| Task |
Nothing but the lines from the top of the data to the line holding "flex flex-col items-center" should be printed, word for word and both ends included; leave the pictures out.

******************************

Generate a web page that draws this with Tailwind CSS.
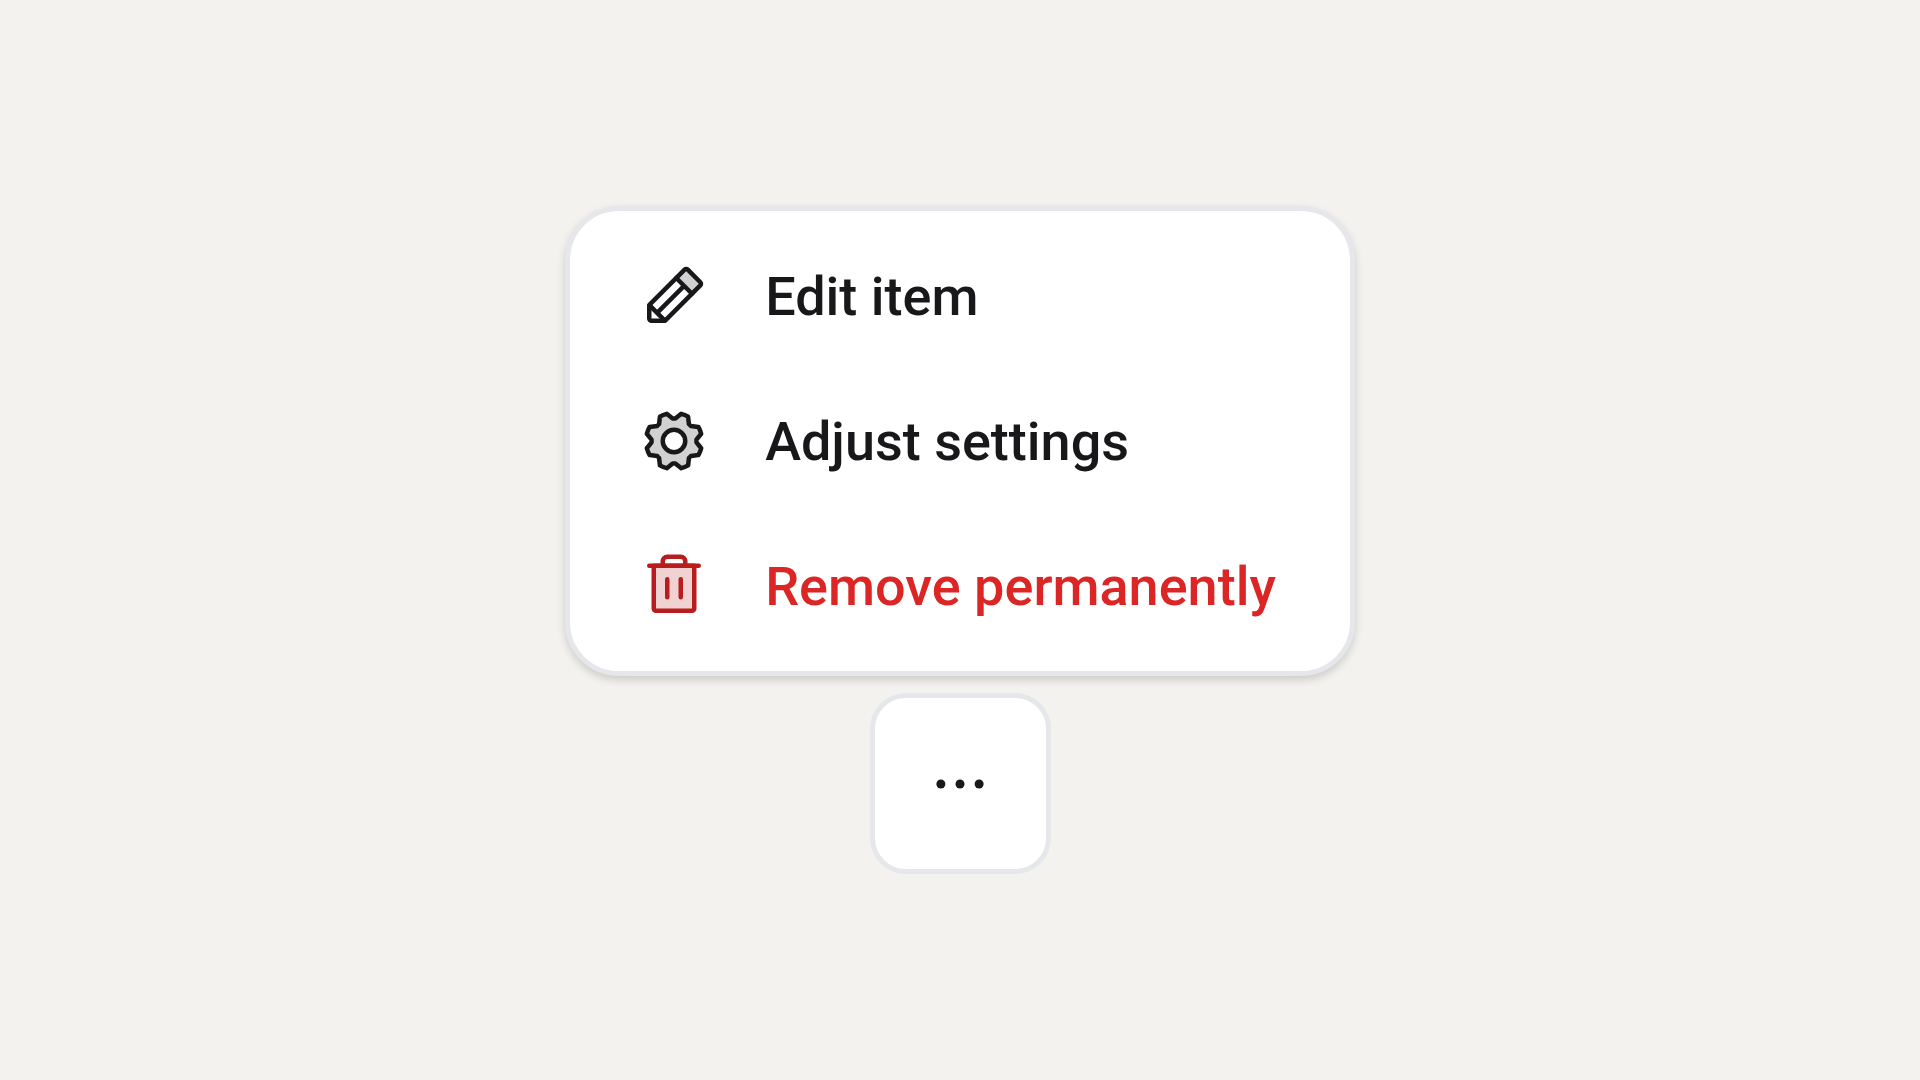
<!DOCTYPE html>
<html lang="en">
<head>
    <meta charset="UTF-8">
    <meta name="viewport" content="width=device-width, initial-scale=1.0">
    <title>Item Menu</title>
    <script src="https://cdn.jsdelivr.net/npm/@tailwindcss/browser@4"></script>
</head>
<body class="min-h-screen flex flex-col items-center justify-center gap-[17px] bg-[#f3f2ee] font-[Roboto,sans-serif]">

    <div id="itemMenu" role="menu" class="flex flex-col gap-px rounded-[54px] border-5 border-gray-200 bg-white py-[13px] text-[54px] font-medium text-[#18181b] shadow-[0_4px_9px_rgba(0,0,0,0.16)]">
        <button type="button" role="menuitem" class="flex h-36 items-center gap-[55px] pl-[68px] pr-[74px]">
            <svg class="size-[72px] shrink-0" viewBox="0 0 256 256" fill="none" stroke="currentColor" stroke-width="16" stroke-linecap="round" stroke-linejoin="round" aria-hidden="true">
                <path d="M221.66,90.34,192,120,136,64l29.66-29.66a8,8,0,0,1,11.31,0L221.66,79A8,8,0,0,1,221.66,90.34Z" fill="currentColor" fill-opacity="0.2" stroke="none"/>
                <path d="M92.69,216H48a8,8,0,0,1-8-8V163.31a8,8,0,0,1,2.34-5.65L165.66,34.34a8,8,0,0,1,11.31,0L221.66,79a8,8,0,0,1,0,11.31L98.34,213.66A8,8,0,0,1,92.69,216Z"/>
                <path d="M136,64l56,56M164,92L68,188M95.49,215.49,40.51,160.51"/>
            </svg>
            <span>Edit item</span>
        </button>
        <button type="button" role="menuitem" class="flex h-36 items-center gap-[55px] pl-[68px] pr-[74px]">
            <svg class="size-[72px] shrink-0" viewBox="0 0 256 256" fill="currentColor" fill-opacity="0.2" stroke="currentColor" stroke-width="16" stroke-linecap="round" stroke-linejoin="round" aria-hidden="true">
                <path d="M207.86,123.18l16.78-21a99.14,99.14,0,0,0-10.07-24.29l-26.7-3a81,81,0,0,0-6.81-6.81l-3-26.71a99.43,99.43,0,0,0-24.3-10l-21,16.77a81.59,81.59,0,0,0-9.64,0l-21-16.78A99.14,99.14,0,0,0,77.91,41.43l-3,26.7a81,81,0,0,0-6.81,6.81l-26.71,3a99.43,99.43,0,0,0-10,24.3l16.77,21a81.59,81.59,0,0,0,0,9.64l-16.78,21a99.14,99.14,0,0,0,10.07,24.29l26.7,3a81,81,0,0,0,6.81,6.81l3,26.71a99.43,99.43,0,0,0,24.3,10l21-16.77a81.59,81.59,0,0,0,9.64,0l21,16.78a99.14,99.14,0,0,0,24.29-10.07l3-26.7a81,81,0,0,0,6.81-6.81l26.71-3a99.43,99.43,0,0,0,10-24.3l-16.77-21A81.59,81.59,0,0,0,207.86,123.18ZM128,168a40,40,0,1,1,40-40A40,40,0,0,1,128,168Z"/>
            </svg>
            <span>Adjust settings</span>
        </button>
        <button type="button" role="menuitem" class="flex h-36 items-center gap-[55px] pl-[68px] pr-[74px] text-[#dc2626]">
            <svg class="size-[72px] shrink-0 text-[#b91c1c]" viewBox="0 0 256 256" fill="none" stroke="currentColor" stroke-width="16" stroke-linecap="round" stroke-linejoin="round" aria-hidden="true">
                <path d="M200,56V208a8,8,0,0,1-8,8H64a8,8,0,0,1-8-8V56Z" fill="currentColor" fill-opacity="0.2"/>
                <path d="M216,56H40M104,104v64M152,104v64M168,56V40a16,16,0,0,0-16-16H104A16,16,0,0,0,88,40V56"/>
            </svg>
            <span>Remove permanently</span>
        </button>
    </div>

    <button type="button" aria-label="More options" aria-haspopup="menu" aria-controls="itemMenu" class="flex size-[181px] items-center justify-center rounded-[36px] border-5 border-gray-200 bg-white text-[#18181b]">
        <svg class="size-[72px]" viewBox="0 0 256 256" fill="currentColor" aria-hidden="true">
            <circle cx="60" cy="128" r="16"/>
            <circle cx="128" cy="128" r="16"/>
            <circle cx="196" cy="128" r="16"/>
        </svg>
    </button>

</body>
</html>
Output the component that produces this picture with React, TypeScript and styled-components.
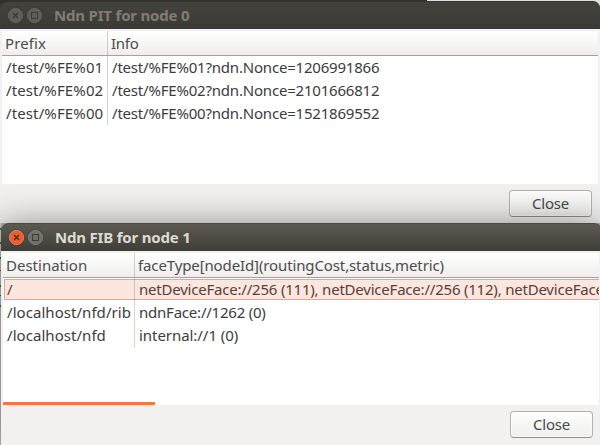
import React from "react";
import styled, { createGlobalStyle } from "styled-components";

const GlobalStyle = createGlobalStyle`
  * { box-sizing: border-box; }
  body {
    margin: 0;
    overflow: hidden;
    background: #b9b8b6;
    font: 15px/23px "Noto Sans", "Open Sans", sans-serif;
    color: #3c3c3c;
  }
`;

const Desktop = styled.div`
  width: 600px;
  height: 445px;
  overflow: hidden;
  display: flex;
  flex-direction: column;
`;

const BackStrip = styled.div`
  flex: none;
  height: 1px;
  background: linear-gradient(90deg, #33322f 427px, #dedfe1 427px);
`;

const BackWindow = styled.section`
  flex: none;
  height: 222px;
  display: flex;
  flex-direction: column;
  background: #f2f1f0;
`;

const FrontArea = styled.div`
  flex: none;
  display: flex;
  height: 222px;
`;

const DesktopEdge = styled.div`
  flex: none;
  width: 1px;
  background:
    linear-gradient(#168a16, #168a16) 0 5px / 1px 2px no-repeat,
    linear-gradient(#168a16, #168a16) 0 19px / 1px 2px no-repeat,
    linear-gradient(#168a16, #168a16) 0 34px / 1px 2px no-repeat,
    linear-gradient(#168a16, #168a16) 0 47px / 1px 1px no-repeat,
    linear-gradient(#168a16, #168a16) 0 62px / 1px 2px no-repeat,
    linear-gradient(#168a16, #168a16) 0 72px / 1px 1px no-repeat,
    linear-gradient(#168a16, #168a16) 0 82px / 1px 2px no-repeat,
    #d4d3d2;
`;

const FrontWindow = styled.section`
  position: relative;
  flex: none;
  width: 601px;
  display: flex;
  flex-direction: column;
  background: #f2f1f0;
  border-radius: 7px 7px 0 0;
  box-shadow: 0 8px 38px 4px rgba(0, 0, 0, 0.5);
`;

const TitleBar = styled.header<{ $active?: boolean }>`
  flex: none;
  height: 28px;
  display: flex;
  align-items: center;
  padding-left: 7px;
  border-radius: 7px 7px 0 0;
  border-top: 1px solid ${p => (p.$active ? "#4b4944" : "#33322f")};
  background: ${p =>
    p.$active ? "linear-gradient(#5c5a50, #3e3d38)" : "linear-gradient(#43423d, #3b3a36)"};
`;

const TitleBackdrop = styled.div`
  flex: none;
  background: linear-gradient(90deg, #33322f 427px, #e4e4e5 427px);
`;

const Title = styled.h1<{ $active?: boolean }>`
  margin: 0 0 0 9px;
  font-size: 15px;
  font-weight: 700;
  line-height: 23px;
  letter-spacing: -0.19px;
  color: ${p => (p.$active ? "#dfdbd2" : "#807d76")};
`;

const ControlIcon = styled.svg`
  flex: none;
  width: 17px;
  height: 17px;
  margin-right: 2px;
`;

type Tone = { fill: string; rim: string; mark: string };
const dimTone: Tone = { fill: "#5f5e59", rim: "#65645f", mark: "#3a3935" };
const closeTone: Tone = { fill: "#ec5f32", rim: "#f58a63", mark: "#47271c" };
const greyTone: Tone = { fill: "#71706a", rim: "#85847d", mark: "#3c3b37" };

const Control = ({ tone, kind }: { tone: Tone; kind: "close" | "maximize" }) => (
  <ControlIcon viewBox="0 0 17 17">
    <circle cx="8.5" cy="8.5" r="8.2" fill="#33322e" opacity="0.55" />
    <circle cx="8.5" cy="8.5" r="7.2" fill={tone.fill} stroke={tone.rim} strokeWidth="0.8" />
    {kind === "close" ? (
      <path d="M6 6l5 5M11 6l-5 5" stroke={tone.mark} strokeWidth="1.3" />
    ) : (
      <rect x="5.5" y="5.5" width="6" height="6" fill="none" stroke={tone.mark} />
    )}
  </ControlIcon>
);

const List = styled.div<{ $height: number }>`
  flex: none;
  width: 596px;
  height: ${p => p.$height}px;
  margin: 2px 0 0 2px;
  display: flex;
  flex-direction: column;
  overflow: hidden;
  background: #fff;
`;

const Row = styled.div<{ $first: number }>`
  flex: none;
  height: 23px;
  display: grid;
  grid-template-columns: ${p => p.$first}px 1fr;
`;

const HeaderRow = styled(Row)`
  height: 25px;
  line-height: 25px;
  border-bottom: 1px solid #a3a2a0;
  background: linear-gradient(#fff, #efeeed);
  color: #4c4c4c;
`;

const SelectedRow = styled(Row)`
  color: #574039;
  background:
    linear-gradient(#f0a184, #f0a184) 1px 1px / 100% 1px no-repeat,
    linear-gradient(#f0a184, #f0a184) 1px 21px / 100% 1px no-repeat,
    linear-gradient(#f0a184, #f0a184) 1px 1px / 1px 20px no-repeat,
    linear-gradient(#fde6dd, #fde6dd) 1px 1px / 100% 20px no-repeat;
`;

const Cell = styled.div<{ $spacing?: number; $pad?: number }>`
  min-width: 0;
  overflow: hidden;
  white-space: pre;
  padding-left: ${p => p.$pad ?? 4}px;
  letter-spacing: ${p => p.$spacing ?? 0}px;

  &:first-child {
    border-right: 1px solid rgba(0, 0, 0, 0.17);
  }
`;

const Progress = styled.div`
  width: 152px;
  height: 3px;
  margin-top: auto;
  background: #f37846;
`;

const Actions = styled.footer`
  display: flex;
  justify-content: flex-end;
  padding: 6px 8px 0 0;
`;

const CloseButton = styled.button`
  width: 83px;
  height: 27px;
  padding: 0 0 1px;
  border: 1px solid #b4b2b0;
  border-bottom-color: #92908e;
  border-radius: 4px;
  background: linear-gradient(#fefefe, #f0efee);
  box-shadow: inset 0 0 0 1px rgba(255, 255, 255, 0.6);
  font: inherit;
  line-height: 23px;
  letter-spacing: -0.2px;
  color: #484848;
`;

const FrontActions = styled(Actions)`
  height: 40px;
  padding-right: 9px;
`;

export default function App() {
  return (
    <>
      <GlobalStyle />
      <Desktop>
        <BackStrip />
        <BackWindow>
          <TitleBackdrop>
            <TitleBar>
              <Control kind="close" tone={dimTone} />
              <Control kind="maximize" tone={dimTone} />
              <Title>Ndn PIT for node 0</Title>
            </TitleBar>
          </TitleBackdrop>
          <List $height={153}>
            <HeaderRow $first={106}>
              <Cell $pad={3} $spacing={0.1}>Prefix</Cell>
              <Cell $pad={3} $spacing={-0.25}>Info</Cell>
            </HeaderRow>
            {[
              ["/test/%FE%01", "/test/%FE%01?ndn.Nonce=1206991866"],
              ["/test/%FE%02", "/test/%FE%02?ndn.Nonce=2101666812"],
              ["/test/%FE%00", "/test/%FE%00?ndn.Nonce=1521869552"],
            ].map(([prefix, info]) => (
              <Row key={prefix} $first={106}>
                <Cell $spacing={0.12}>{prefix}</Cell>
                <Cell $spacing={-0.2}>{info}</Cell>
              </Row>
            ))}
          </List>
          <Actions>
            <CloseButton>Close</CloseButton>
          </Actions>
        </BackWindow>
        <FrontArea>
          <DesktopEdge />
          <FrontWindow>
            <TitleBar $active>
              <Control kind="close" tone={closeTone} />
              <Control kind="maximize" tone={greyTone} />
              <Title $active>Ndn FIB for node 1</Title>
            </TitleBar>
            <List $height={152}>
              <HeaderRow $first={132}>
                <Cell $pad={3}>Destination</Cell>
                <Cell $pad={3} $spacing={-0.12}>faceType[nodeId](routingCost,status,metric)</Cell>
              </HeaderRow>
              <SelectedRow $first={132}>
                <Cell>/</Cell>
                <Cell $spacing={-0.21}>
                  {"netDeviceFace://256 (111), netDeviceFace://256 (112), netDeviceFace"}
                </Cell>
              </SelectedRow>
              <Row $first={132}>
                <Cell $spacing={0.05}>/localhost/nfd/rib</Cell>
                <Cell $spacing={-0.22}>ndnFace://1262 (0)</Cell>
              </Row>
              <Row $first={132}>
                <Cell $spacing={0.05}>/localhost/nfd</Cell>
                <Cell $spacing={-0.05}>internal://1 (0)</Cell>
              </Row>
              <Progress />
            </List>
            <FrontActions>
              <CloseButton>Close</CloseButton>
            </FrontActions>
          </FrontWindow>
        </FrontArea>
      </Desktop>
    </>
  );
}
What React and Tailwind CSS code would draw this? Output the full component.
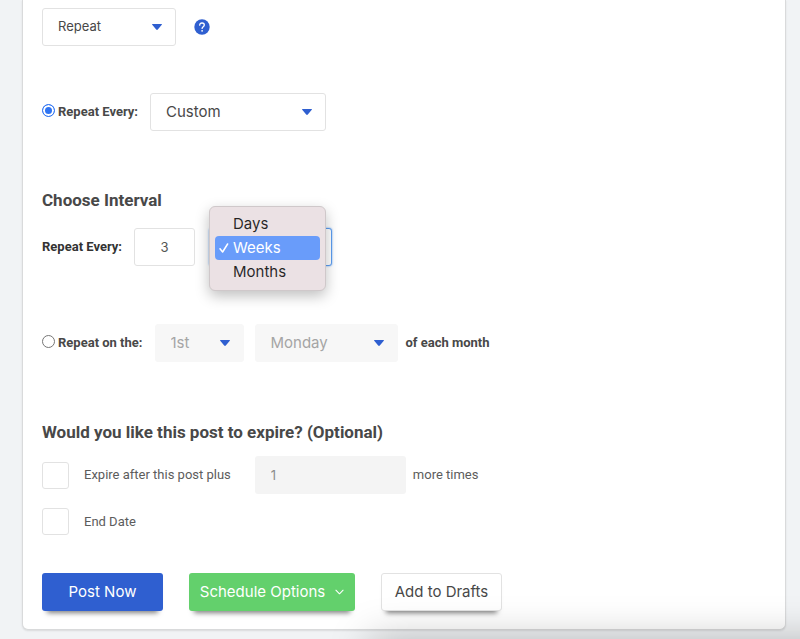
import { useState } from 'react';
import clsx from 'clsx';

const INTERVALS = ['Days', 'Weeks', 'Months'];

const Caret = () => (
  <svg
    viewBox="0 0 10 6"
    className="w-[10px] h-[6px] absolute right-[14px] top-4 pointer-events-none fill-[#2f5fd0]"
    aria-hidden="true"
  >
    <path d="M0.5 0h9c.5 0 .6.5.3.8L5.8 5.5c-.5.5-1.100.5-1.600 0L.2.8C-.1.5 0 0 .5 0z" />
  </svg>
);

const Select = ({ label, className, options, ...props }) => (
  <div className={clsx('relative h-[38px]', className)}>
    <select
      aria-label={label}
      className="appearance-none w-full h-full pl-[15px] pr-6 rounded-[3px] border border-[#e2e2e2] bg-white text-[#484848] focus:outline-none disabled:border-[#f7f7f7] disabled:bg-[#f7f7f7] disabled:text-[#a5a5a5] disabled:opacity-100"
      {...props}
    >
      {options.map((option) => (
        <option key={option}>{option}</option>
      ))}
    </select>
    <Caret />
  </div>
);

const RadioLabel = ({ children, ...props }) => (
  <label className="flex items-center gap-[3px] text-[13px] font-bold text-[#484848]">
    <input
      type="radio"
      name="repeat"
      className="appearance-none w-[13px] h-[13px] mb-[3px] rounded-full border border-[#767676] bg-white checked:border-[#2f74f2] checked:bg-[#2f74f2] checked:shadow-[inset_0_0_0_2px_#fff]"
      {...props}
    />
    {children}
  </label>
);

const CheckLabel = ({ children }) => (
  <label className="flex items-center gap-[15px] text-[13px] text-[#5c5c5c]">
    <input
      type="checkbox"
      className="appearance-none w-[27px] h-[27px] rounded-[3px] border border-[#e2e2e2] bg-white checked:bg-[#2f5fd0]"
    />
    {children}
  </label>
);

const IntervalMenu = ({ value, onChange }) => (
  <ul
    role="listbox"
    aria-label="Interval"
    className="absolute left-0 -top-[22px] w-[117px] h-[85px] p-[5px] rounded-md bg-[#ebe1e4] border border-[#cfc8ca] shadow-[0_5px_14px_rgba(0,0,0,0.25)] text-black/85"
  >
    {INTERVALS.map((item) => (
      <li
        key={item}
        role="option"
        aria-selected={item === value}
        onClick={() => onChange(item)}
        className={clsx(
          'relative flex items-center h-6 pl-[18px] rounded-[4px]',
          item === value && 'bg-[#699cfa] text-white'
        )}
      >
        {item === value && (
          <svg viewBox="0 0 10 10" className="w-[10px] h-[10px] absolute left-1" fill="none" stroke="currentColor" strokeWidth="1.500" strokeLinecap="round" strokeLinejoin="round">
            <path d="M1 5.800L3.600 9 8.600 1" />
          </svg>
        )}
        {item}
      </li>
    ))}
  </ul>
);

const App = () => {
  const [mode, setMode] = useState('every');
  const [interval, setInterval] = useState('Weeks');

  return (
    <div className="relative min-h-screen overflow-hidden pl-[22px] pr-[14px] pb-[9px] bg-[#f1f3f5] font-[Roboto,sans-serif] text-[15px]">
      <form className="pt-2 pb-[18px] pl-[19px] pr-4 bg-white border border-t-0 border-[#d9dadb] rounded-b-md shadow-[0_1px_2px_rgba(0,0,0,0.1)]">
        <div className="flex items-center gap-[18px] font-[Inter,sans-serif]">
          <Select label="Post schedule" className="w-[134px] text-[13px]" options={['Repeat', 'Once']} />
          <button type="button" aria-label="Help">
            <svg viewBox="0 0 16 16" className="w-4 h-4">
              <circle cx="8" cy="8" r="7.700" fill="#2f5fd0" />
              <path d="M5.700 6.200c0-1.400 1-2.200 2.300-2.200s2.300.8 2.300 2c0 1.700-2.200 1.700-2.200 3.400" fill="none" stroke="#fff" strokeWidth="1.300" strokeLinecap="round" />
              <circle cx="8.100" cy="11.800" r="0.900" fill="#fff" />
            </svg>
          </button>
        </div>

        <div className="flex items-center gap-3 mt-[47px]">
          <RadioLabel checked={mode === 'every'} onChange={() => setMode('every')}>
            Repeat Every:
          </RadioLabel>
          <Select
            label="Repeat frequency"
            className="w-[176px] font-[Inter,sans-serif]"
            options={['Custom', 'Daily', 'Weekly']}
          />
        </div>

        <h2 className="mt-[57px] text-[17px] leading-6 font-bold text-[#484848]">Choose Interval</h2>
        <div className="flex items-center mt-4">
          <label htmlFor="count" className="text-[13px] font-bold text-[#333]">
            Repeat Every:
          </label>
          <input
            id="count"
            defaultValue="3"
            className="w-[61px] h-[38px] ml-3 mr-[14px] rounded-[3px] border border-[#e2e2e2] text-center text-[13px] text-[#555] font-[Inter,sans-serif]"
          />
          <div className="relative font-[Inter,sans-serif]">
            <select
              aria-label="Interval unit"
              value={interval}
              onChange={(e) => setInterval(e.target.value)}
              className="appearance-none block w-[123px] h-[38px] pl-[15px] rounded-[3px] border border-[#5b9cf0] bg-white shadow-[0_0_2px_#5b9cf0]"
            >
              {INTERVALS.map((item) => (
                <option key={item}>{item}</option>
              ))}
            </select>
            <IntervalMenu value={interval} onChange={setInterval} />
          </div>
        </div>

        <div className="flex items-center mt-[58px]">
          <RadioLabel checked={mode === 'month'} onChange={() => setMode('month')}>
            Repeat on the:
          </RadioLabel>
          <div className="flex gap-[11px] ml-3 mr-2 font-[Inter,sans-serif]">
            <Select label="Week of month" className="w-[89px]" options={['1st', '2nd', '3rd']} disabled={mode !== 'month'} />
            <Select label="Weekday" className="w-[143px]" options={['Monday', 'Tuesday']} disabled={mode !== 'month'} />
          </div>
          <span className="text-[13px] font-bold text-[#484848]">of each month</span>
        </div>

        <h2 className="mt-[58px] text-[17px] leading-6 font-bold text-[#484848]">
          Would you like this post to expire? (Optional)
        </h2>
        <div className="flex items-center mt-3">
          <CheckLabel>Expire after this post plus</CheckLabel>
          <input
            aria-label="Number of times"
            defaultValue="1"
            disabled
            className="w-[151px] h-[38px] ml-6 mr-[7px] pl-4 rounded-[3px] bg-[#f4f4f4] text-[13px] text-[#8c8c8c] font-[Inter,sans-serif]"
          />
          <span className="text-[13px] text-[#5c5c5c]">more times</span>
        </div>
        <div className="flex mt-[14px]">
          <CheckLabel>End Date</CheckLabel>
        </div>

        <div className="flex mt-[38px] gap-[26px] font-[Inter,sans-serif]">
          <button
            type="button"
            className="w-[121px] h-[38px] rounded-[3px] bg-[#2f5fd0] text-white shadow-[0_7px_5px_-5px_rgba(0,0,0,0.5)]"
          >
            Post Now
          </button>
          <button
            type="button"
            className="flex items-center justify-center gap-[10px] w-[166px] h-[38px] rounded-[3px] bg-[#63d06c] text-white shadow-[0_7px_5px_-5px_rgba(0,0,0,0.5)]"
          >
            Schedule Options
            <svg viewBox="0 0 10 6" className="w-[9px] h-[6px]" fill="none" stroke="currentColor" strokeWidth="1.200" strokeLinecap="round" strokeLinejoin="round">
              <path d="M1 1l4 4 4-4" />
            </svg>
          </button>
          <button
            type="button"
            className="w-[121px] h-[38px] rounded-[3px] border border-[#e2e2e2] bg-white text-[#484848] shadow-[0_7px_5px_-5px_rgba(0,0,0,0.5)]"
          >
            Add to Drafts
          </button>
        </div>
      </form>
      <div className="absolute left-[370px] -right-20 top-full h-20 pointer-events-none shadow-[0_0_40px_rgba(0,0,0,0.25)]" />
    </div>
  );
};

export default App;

******************************

| Full answer |
Generate a web page that draws this with Tailwind CSS.
<!DOCTYPE html>
<html lang="en">
<head>
    <meta charset="UTF-8">
    <meta name="viewport" content="width=device-width, initial-scale=1.0">
    <title>Item Menu</title>
    <script src="https://cdn.jsdelivr.net/npm/@tailwindcss/browser@4"></script>
</head>
<body class="min-h-screen flex flex-col items-center justify-center gap-[17px] bg-[#f3f2ee] font-[Roboto,sans-serif]">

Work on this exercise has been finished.